Friday, June 1, 2007

Islam in San Diego public schools

I was perusing around on a local website and came across an article from April, 2007 regarding a public school (Carver Elementary) in San Diego, offering an Arabic class. A substitute teacher became alarmed when she was provided with a lesson plan that included a segregated class for Muslim girls and an hour for prayer. The article points out that according to the U.S. Department of Education, students may pray in school during recess, the lunch hour, or other non-instruction time, and that teachers may participate only when it is clear they are not endorsing or participating in their official capacities. This substitute teacher saw clear violations. Of course, according to the district, she “obviously” misread the curriculum and that prayer was only during recess.

While you think about that, please now reflect on another article I read recently about a case in Texas.

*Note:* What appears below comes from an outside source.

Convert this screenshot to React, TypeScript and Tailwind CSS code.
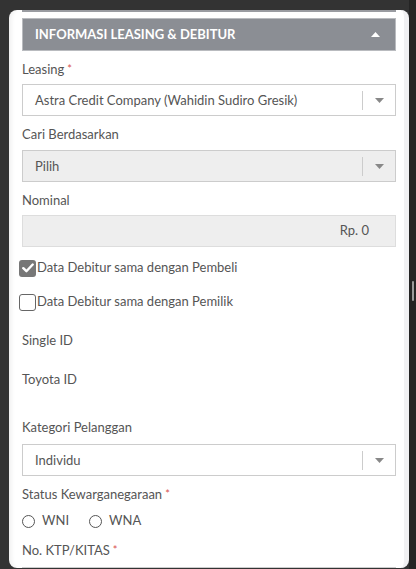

Here is the gist: a school offers an elective course which discusses a generalized version of religion using the King James version of the bible.


According to the ACLU:

"This class is not about educating students. It is about proselytizing one set of religious beliefs to the exclusion of others," said Daniel Mach, Director of Litigation for the ACLU's Program on Freedom of Religion and Belief. "Students who don't share those beliefs should not be treated as outsiders by their own schools."

Hmmmm . . . The Texas class offers a generalized version of religion which does not generally follow a particular religious viewpoint that shared by Jews, Catholics, Orthodox Christians, and many Protestants. In other words, it is so general and not directed at one faith that it is a directed viewpoint. Makes perfect sense. The ACLU views this is controversial and unconstitutional.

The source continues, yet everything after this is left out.